Post-Vancouver tests leave cheats no hiding place: IOC
By Karolos Grohmann
VANCOUVER (Reuters) - Athletes at the Vancouver Games using performance-boosting substances for which there is so far no test still cannot sleep easily and will be caught by the testers, the International Olympic Committee said on Tuesday.
The IOC will conduct more than 2,100 urine and blood doping tests during the Feb 12-28 Vancouver Olympics.
Anti-doping agencies will develop tests within months after the Games to trace substances like Hematide, a drug still in experimental stage to treat anemia, but widely rumored to be already used illegally by athletes.
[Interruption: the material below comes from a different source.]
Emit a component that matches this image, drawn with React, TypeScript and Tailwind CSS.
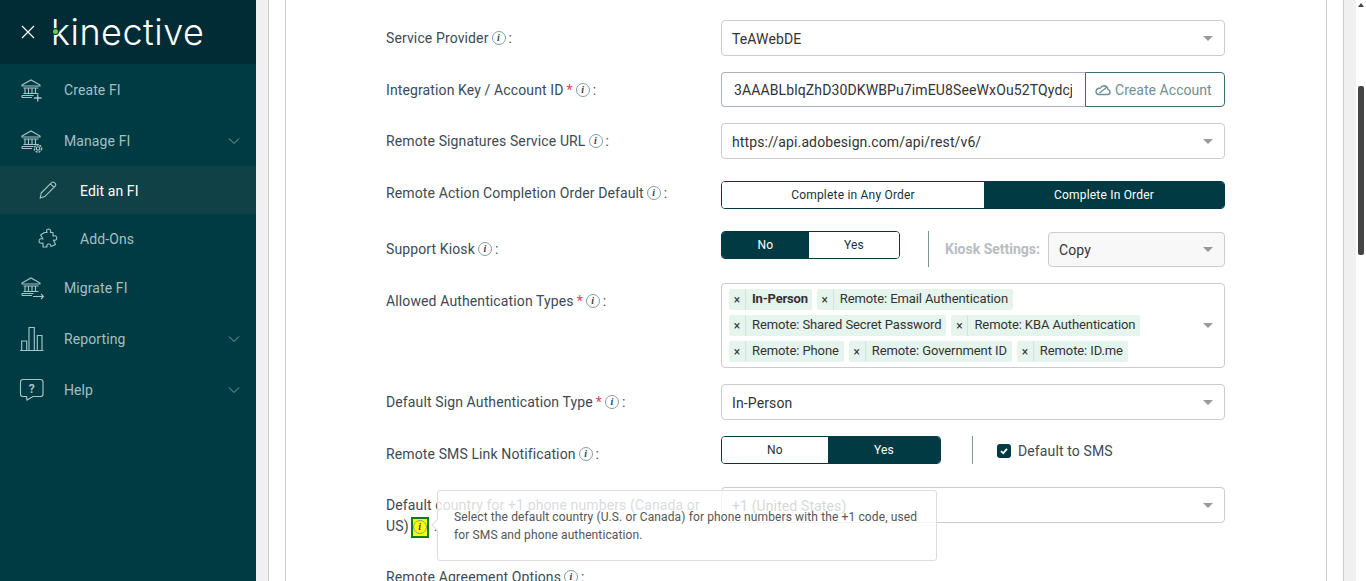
import React from "react";

const ink = "#a6c4c8";

function Bank({ children }: { children?: React.ReactNode }) {
  return (
    <svg width="26" height="26" viewBox="0 0 26 26" fill="none" stroke={ink} strokeWidth="1.15" className="shrink-0">
      <path d="M3 8 L12 3 L21 8 L21 9 L3 9 Z" />
      <path d="M4.5 11 H19.5 M6 11 V16 M9.5 11 V16 M13 11 V16 M16.5 11 V16 M4.5 16.5 H19.5" />
      <path d="M3 18.5 H14.5 M3 20.5 H13 M3 18.5 V20.5" />
      {children}
    </svg>
  );
}

const CreateIcon = () => (
  <Bank>
    <path d="M18.7 17.5 V24.5 M15 21 H22.5" strokeWidth="1.3" />
  </Bank>
);
const ManageIcon = () => (
  <Bank>
    <circle cx="19" cy="20.5" r="1.7" strokeWidth="1.1" />
    <circle cx="19" cy="20.5" r="3.6" strokeWidth="1.5" strokeDasharray="2 1" />
  </Bank>
);
const MigrateIcon = () => (
  <Bank>
    <path d="M14 21.5 H24.5 M22 19 L24.5 21.5 L22 24" strokeWidth="1.1" />
  </Bank>
);

const ChartIcon = () => (
  <svg width="26" height="26" viewBox="0 0 26 26" fill="none" stroke={ink} strokeWidth="1.15" className="shrink-0">
    <path d="M1 24.5 H24.5 M2.7 24 V15 H7.7 V24 M10 24 V1.5 H15.3 V24 M18.3 24 V9.5 H23 V24" />
  </svg>
);

const HelpIcon = () => (
  <svg width="26" height="26" viewBox="0 0 26 26" fill="none" stroke={ink} strokeWidth="1.15" className="shrink-0">
    <path d="M4 2.5 H21.5 Q24 2.5 24 5 V17 Q24 19.5 21.5 19.5 H14 L8 23 L7.5 19.5 H4 Q1.5 19.5 1.5 17 V5 Q1.5 2.5 4 2.5 Z" />
    <text x="12.7" y="15.5" textAnchor="middle" fill={ink} stroke="none" fontSize="12" fontWeight="700" fontFamily="Roboto, sans-serif">?</text>
  </svg>
);

const PencilIcon = () => (
  <svg width="20" height="20" viewBox="0 0 20 20" fill="none" stroke={ink} strokeWidth="1.1" className="shrink-0">
    <path d="M3.2 13 L13.8 2.4 Q15 1.4 16.4 2.6 L17.2 3.4 Q18.4 4.8 17.4 6 L6.8 16.6 L2.2 18 Z M12.4 3.8 L16 7.4" />
  </svg>
);

const PuzzleIcon = () => (
  <svg width="20" height="20" viewBox="0 0 20 20" fill="none" stroke={ink} strokeWidth="1.1" className="shrink-0">
    <path d="M6.5 4.5 H9 Q7.6 1.2 10.6 1 Q13.4 1.2 12.4 4.5 H15 V8 Q18.6 7 18.8 10 Q18.6 13 15.4 12 L17.5 16.5 L13 18.5 Q12.6 15.6 10.4 16 Q8.4 16.4 9 19 H5 V15 Q1.2 16 1 13 Q1.2 10 5 11 L2.6 7 Z" strokeLinejoin="round" />
  </svg>
);

const Chevron = () => (
  <svg width="12" height="8" viewBox="0 0 12 8" fill="none" stroke="#7fa3a8" strokeWidth="1" className="ml-auto mr-[16px] shrink-0">
    <path d="M1 1.5 L6 6.5 L11 1.5" />
  </svg>
);

function NavItem({ icon, label, h, chevron, sub, active }: { icon: React.ReactNode; label: string; h: string; chevron?: boolean; sub?: boolean; active?: boolean }) {
  return (
    <div className={`flex items-center ${h} ${sub ? "pl-[38px]" : "pl-[19px]"} ${active ? "bg-[#0f4147] text-white" : "text-[#a2c0c4]"}`}>
      <span className={`flex ${sub ? "w-[42px]" : "w-[45px]"}`}>{icon}</span>
      <span className="pt-[2px] text-[14px] tracking-[0.1px]">{label}</span>
      {chevron && <Chevron />}
    </div>
  );
}

function Info({ mark }: { mark?: boolean }) {
  const circle = (
    <span className="inline-flex h-[14px] w-[14px] items-center justify-center rounded-full border border-[#7f9ea6] align-[2px] font-['Liberation_Serif',serif] text-[10px] font-bold italic leading-none text-[#2d4650]">
      i
    </span>
  );
  if (mark) {
    return <span className="mx-[2px] inline-flex h-[21px] w-[18px] items-center justify-center border-2 border-[#0b7d12] bg-[#ffff00] align-middle">{circle}</span>;
  }
  return <span className="ml-[3px]">{circle}</span>;
}

function Caret() {
  return <span className="ml-auto h-0 w-0 border-x-[5px] border-t-[5px] border-x-transparent border-t-[#999999]" />;
}

function Select({ value, className = "h-[36px]" }: { value: string; className?: string }) {
  return (
    <div className={`flex items-center rounded-[4px] border border-[#cccccc] pl-[10px] pr-[11px] text-[14px] tracking-[0.12px] text-[#333333] ${className}`}>
      <span className="pt-[2px]">{value}</span>
      <Caret />
    </div>
  );
}

function Seg({ left, right, leftOn, leftW, className }: { left: string; right: string; leftOn: boolean; leftW: string; className: string }) {
  return (
    <div className={`flex h-[28px] overflow-hidden rounded-[4px] border border-[#013a42] text-[12px] tracking-[0.2px] ${className}`}>
      <div className={`flex items-center justify-center ${leftW} ${leftOn ? "bg-[#013a42] text-white" : "bg-white text-[#17333a]"}`}>{left}</div>
      <div className={`flex flex-1 items-center justify-center ${leftOn ? "bg-white text-[#17333a]" : "bg-[#013a42] text-white"}`}>{right}</div>
    </div>
  );
}

function Tag({ text, bold }: { text: string; bold?: boolean }) {
  return (
    <span className="flex h-[21px] items-center rounded-[2px] bg-[#e6f4ee] text-[13px] text-[#333333]">
      <span className="flex h-full w-[17px] items-center justify-center border-r border-[#cfe4da] text-[12px]">×</span>
      <span className={`pb-[2px] pl-[6px] ${bold ? "pr-[4px] font-bold tracking-[-0.2px]" : "pr-[5px] tracking-[-0.1px]"}`}>{text}</span>
    </span>
  );
}

function Row({ label, required, mt, children, mark, tail }: { label: string; required?: boolean; mt: string; children?: React.ReactNode; mark?: boolean; tail?: React.ReactNode }) {
  return (
    <div className={`relative flex items-start ${mt}`}>
      <div className="w-[335px] shrink-0 pr-[15px] pt-[8px] text-[14px] leading-[21px] tracking-[0.12px] text-[#3c4a55]">
        {label}
        {required && <span className="ml-[3px] text-[#e0455a]">*</span>}
        <Info mark={mark} />
        <span className="ml-[3px]">:</span>
      </div>
      <div className="w-[504px] shrink-0">{children}</div>
      {tail}
    </div>
  );
}

export default function App() {
  return (
    <div className="flex h-[581px] w-full overflow-hidden bg-white font-['Roboto',sans-serif]">
      <aside className="w-[256px] shrink-0 bg-[#003a42]">
        <div className="relative flex h-[64px] items-center bg-[#012c36] pl-[21px]">
          <svg width="14" height="14" viewBox="0 0 14 14" stroke="#ffffff" strokeWidth="1.2" fill="none" className="mr-[16px]">
            <path d="M1 1 L13 13 M13 1 L1 13" />
          </svg>
          <span className="relative font-['Inter',sans-serif] text-[36px] font-light leading-none tracking-[0.5px] text-white">
            kinective
            <span className="absolute left-[2px] top-[15px] h-[5px] w-[5px] rounded-full bg-[#63d13f] ring-1 ring-[#012c36]" />
          </span>
        </div>
        <NavItem icon={<CreateIcon />} label="Create FI" h="h-[51px]" />
        <NavItem icon={<ManageIcon />} label="Manage FI" h="h-[51px]" chevron />
        <NavItem icon={<PencilIcon />} label="Edit an FI" h="h-[48px]" sub active />
        <NavItem icon={<PuzzleIcon />} label="Add-Ons" h="h-[48px]" sub />
        <NavItem icon={<MigrateIcon />} label="Migrate FI" h="h-[51px]" />
        <NavItem icon={<ChartIcon />} label="Reporting" h="h-[51px]" chevron />
        <NavItem icon={<HelpIcon />} label="Help" h="h-[51px]" chevron />
      </aside>

      <main className="h-full flex-1 bg-[#f0f0f0] px-3">
        <div className="h-full border-x border-[#cccccc] bg-white px-4">
          <div className="h-full overflow-hidden border-x border-[#cccccc] pl-[100px]">
            <Row label="Service Provider" mt="mt-[20px]">
              <Select value="TeAWebDE" />
            </Row>
            <Row label="Integration Key / Account ID" required mt="mt-[16px]">
              <div className="flex h-[35px]">
                <div className="flex w-[364px] items-center overflow-hidden rounded-l-[4px] border border-r-0 border-[#a9b5bb] pl-[12px] pr-[13px] text-[14px] tracking-[0.12px] text-[#333333]">
                  <span className="overflow-hidden whitespace-nowrap pt-[1px]">3AAABLblqZhD30DKWBPu7imEU8SeeWxOu52TQydcj xQ2</span>
                </div>
                <div className="flex flex-1 items-center gap-[4px] rounded-r-[4px] border border-[#3b6d74] pl-[9px] text-[14px] tracking-[0.05px] text-[#6f9095]">
                  <svg width="16" height="12" viewBox="0 0 16 12" fill="none" stroke="#6f9095" strokeWidth="1.4">
                    <path d="M4 10.5 H12.5 Q15 10.5 15 8 Q15 6 13 5.6 Q12.5 2 9 1.8 Q6.5 1.8 5.5 4 Q1.2 4 1 7.6 Q1 10.5 4 10.5 Z" />
                    <path d="M4.5 9 L12 3" />
                  </svg>
                  <span className="pt-[1px]">Create Account</span>
                </div>
              </div>
            </Row>
            <Row label="Remote Signatures Service URL" mt="mt-[16px]">
              <Select value="https://api.adobesign.com/api/rest/v6/" />
            </Row>
            <Row label="Remote Action Completion Order Default" mt="mt-[16px]">
              <div className="pt-[6px]">
                <Seg left="Complete in Any Order" right="Complete In Order" leftOn={false} leftW="w-[262px]" className="w-[504px]" />
              </div>
            </Row>
            <Row label="Support Kiosk" mt="mt-[22px]">
              <div className="flex items-start">
                <Seg left="No" right="Yes" leftOn leftW="w-[87px]" className="w-[179px]" />
                <div className="ml-[28px] h-[36px] w-px bg-[#7f959c]" />
                <span className="ml-[16px] mt-[8px] text-[14px] font-bold text-[#b7bdc3]">Kiosk Settings:</span>
                <Select value="Copy" className="ml-[8px] mt-px h-[35px] flex-1 bg-[#f8f8f8]" />
              </div>
            </Row>
            <Row label="Allowed Authentication Types" required mt="mt-[16px]">
              <div className="flex h-[85px] items-center rounded-[4px] border border-[#cccccc] pl-[7px] pr-[11px]">
                <div className="flex w-[470px] flex-wrap gap-x-[5px] gap-y-[5px]">
                  <Tag text="In-Person" bold />
                  <Tag text="Remote: Email Authentication" />
                  <Tag text="Remote: Shared Secret Password" />
                  <Tag text="Remote: KBA Authentication" />
                  <Tag text="Remote: Phone" />
                  <Tag text="Remote: Government ID" />
                  <Tag text="Remote: ID.me" />
                </div>
                <Caret />
              </div>
            </Row>
            <Row label="Default Sign Authentication Type" required mt="mt-[16px]">
              <Select value="In-Person" />
            </Row>
            <Row label="Remote SMS Link Notification" mt="mt-[16px]">
              <div className="flex items-start">
                <Seg left="No" right="Yes" leftOn={false} leftW="w-[106px]" className="w-[220px]" />
                <div className="ml-[31px] h-[28px] w-px bg-[#7f959c]" />
                <span className="ml-[24px] mt-[8px] flex h-[14px] w-[14px] items-center justify-center rounded-[3px] bg-[#013a42]">
                  <svg width="10" height="10" viewBox="0 0 10 10" fill="none" stroke="#ffffff" strokeWidth="1.8">
                    <path d="M2 5.2 L4.2 7.2 L8 2.8" />
                  </svg>
                </span>
                <span className="ml-[7px] mt-[5px] text-[14px] tracking-[0.12px] text-[#3c4a55]">Default to SMS</span>
              </div>
            </Row>
            <Row
              label="Default country for +1 phone numbers (Canada or US)"
              mt="mt-[22px]"
              mark
              tail={
                <div className="absolute left-[51px] top-[3px] h-[71px] w-[500px] rounded-[3px] border border-[#dddddd] bg-white/80 pl-[16px] pr-[16px] pt-[17px] text-[12px] leading-[18px] tracking-[0.12px] text-[#555555]">
                  <span className="absolute -left-[5px] top-[30px] h-[8px] w-[8px] rotate-45 border-b border-l border-[#dddddd] bg-white" />
                  Select the default country (U.S. or Canada) for phone numbers with the +1 code, used for SMS and phone authentication.
                </div>
              }
            >
              <Select value="+1 (United States)" />
            </Row>
            <Row label="Remote Agreement Options" mt="mt-[21px]" />
          </div>
        </div>
      </main>

      <div className="relative w-[10px] shrink-0 bg-white">
        <span className="absolute left-[2px] top-[3px] h-0 w-0 border-x-[3px] border-b-[4px] border-x-transparent border-b-[#444444]" />
        <span className="absolute left-[2px] top-[86px] h-[169px] w-[6px] rounded-[2px] bg-[#444444]" />
      </div>
    </div>
  );
}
"Yes, there are such substances," said IOC medical commission chief Arne Ljungqvist. "We today are informed by the pharmaceutical industry when substances are developed but are not yet on the market.
"There are such substances today.... that may be used by athletes through illegal availability. We are developing methods for such substances. Hematide is one such example," Ljungqvist told reporters.
Ljungqvist said tests for such drugs will be developed in the coming months and samples from Vancouver will be frozen and then be re-tested for that drug.
The IOC froze and re-tested 948 athletes' samples months after the 2008 Beijing Olympics once a test for the blood-boosting CERA substance was ready.
Six athletes tested positive including 1,500m champion Rashid Ramzi from Bahrain, who was subsequently stripped of his gold medal.
"Whether these substances are available or not for illegal use remains to be speculated," Ljungqvist said. "However those athletes should know that we may analyze the samples in one or two years. We are in no hurry," he said.